→ Goal
Print, word for word, the opening line of the data below and every line after it through the line that contains "configurações e segurança.</div>", but not the pictures.

····················

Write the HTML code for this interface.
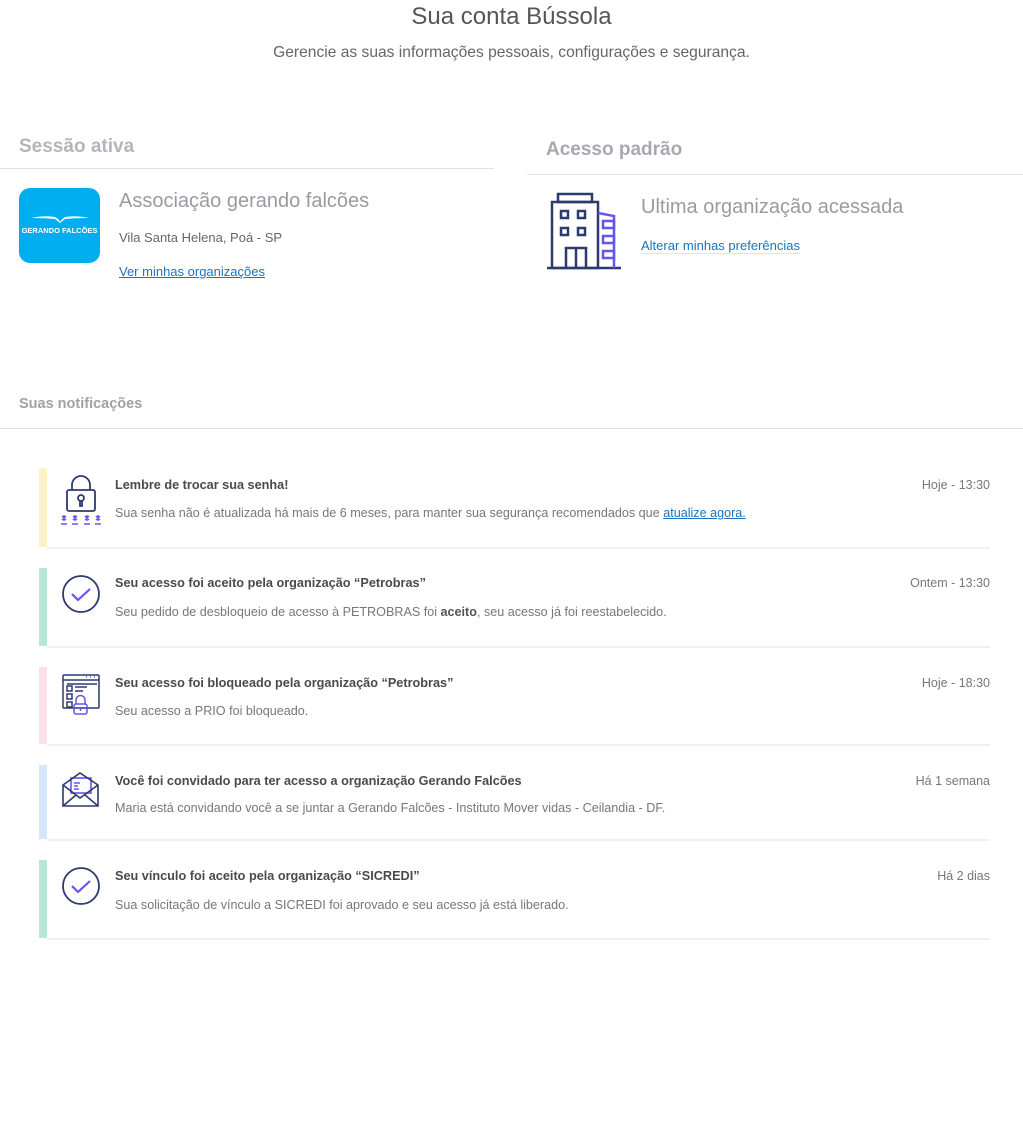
<!DOCTYPE html>
<html><head><meta charset="utf-8"><style>
*{margin:0;padding:0;box-sizing:border-box}
body{width:1023px;height:1140px;background:#fff;font-family:"Liberation Sans",sans-serif;position:relative;overflow:hidden;color:#555}
.a{position:absolute;white-space:nowrap}
.bar{position:absolute;left:39px;width:8px}
.line{position:absolute;left:47px;width:943px;height:2px;background:#f0f0f2}
.t{position:absolute;left:115px;font-size:12.7px;font-weight:bold;color:#4a4a4a;white-space:nowrap}
.d{position:absolute;left:115px;font-size:12.6px;color:#777;white-space:nowrap}
.tm{position:absolute;right:33px;font-size:12.5px;color:#777;white-space:nowrap}
a{color:#1a73c0;text-decoration:underline}
</style></head><body>
<div class="a" style="left:0;width:1023px;text-align:center;top:3px;font-size:24px;color:#555">Sua conta Bússola</div>
<div class="a" style="left:0;width:1023px;text-align:center;top:44px;font-size:15.6px;color:#666">Gerencie as suas informações pessoais, configurações e segurança.</div>

<div class="a" style="left:19px;top:136px;font-size:19px;font-weight:bold;color:#b4b4bc">Sessão ativa</div>
<div class="a" style="left:0;top:168px;width:494px;height:1px;background:#e2e2e6"></div>
<div class="a" style="left:19px;top:188px;width:81px;height:75px;border-radius:11px;background:#00aeef">
 <svg width="81" height="75" style="position:absolute;left:0;top:0"><path d="M12 30 Q24 27 36 29 Q40 31 41 34 Q43 31 46 29 Q58 27 70 30 Q56 30 46 31 L41 35 L36 31 Q26 30 12 30Z" fill="#fff"/></svg>
 <div class="a" style="left:0;width:81px;text-align:center;top:38px;font-size:7.5px;font-weight:bold;color:#fff">GERANDO FALCÕES</div>
</div>
<div class="a" style="left:119px;top:190px;font-size:20px;color:#9a9aa2">Associação gerando falcões</div>
<div class="a" style="left:119px;top:230px;font-size:13px;color:#666">Vila Santa Helena, Poá - SP</div>
<div class="a" style="left:119px;top:264px;font-size:13px"><a>Ver minhas organizações</a></div>

<div class="a" style="left:546px;top:139px;font-size:19px;font-weight:bold;color:#a8a8b0">Acesso padrão</div>
<div class="a" style="left:527px;top:174px;width:496px;height:1px;background:#e2e2e6"></div>
<svg class="a" style="left:540px;top:185px" width="90" height="90" viewBox="540 185 90 90" fill="none" stroke-width="2.5">
 <g stroke="#2d3a6e">
 <rect x="558" y="194" width="34" height="8"/>
 <rect x="552" y="202" width="46" height="66"/>
 <rect x="561" y="211" width="7" height="7"/><rect x="578" y="211" width="7" height="7"/>
 <rect x="561" y="228" width="7" height="7"/><rect x="578" y="228" width="7" height="7"/>
 <path d="M566 268V248H586V268M576 248V268M547 268H621"/>
 </g>
 <g stroke="#6655ee"><path d="M598 213L614 216V268"/>
 <rect x="603" y="221" width="11" height="7"/><rect x="603" y="236" width="11" height="7"/><rect x="603" y="251" width="11" height="7"/></g>
</svg>
<div class="a" style="left:641px;top:196px;font-size:20px;color:#9a9aa2">Ultima organização acessada</div>
<div class="a" style="left:641px;top:238px;font-size:13px"><a style="text-decoration:none;border-bottom:1px solid #dde6f0">Alterar minhas preferências</a></div>

<div class="a" style="left:19px;top:396px;font-size:14.5px;font-weight:bold;color:#a0a0a8">Suas notificações</div>
<div class="a" style="left:0;top:428px;width:1023px;height:1px;background:#e2e2e6"></div>

<!-- card1 -->
<div class="bar" style="top:468px;height:79px;background:#fdf1c8"></div>
<div class="line" style="top:547px"></div>
<svg class="a" style="left:58px;top:474px" width="46" height="54" fill="none" stroke-width="1.8">
 <g stroke="#2d3a6e"><path d="M14 16V11a9 9 0 0 1 18 0v5"/><rect x="9" y="16" width="28" height="21" rx="2"/><circle cx="23" cy="24" r="3"/><path d="M22 27v5h2v-5"/></g>
 <g stroke="#6655ee" stroke-width="1.4"><path d="M4 42l4 4M8 42l-4 4M6 41v6M15 42l4 4M19 42l-4 4M17 41v6M27 42l4 4M31 42l-4 4M29 41v6M38 42l4 4M42 42l-4 4M40 41v6M3 50h6M14 50h6M26 50h6M37 50h6"/></g>
</svg>
<div class="t" style="top:478px">Lembre de trocar sua senha!</div>
<div class="d" style="top:506px">Sua senha não é atualizada há mais de 6 meses, para manter sua segurança recomendados que <a>atualize agora.</a></div>
<div class="tm" style="top:478px">Hoje - 13:30</div>

<!-- card2 -->
<div class="bar" style="top:568px;height:78px;background:#b6e6d6"></div>
<div class="line" style="top:646px"></div>
<svg class="a" style="left:60px;top:574px" width="42" height="42" fill="none">
 <circle cx="21" cy="20" r="18" stroke="#2d3a6e" stroke-width="1.8"/>
 <path d="M12 20l6 6 12-11" stroke="#6655ee" stroke-width="2.2" stroke-linejoin="round"/>
</svg>
<div class="t" style="top:576px">Seu acesso foi aceito pela organização “Petrobras”</div>
<div class="d" style="top:605px">Seu pedido de desbloqueio de acesso à PETROBRAS foi <b style="color:#555">aceito</b>, seu acesso já foi reestabelecido.</div>
<div class="tm" style="top:576px">Ontem - 13:30</div>

<!-- card3 -->
<div class="bar" style="top:667px;height:77px;background:#fde0e6"></div>
<div class="line" style="top:744px"></div>
<svg class="a" style="left:62px;top:674px" width="40" height="44" fill="none" stroke-width="1.5">
 <g stroke="#2d3a6e"><rect x="1" y="1" width="36" height="33" rx="1"/><path d="M1 6h36M5 10h30M5 12h5v5H5zM5 20h5v5H5zM5 28h5v5H5zM13 13h12M13 17h8"/></g>
 <g stroke="#6655ee"><rect x="12" y="30" width="13" height="10" rx="2"/><path d="M14 30v-4a4.5 4.5 0 0 1 9 0v4M18.5 34v3"/><path d="M24 3h1M28 3h1M32 3h1"/></g>
</svg>
<div class="t" style="top:676px">Seu acesso foi bloqueado pela organização “Petrobras”</div>
<div class="d" style="top:704px">Seu acesso a PRIO foi bloqueado.</div>
<div class="tm" style="top:676px">Hoje - 18:30</div>

<!-- card4 -->
<div class="bar" style="top:765px;height:74px;background:#d4e6fc"></div>
<div class="line" style="top:839px"></div>
<svg class="a" style="left:61px;top:772px" width="40" height="36" fill="none" stroke-width="1.6">
 <rect x="10" y="6" width="20" height="15" fill="#fff" stroke="#6655ee"/>
 <path d="M13 11h6M13 14h4M13 17h5" stroke="#6655ee"/>
 <g stroke="#2d3a6e"><path d="M2 13L19 1l18 12v21H2z"/><path d="M2 13l17 13 18-13M2 34l13-11M37 34L24 23"/></g>
</svg>
<div class="t" style="top:774px">Você foi convidado para ter acesso a organização Gerando Falcões</div>
<div class="d" style="top:801px">Maria está convidando você a se juntar a Gerando Falcões - Instituto Mover vidas - Ceilandia - DF.</div>
<div class="tm" style="top:774px">Há 1 semana</div>

<!-- card5 -->
<div class="bar" style="top:860px;height:78px;background:#b6e6d6"></div>
<div class="line" style="top:938px"></div>
<svg class="a" style="left:60px;top:866px" width="42" height="42" fill="none">
 <circle cx="21" cy="20" r="18" stroke="#2d3a6e" stroke-width="1.8"/>
 <path d="M12 20l6 6 12-11" stroke="#6655ee" stroke-width="2.2" stroke-linejoin="round"/>
</svg>
<div class="t" style="top:869px">Seu vínculo foi aceito pela organização “SICREDI”</div>
<div class="d" style="top:898px">Sua solicitação de vínculo a SICREDI foi aprovado e seu acesso já está liberado.</div>
<div class="tm" style="top:869px">Há 2 dias</div>
</body></html>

····················

→ Completed exercise
Write the HTML code for this interface.
<!DOCTYPE html>
<html><head><meta charset="utf-8"><style>
*{margin:0;padding:0;box-sizing:border-box}
body{width:1023px;height:1140px;background:#fff;font-family:"Liberation Sans",sans-serif;position:relative;overflow:hidden;color:#555}
.a{position:absolute;white-space:nowrap}
.bar{position:absolute;left:39px;width:8px}
.line{position:absolute;left:47px;width:943px;height:2px;background:#f0f0f2}
.t{position:absolute;left:115px;font-size:12.7px;font-weight:bold;color:#4a4a4a;white-space:nowrap}
.d{position:absolute;left:115px;font-size:12.6px;color:#777;white-space:nowrap}
.tm{position:absolute;right:33px;font-size:12.5px;color:#777;white-space:nowrap}
a{color:#1a73c0;text-decoration:underline}
</style></head><body>
<div class="a" style="left:0;width:1023px;text-align:center;top:3px;font-size:24px;color:#555">Sua conta Bússola</div>
<div class="a" style="left:0;width:1023px;text-align:center;top:44px;font-size:15.6px;color:#666">Gerencie as suas informações pessoais, configurações e segurança.</div>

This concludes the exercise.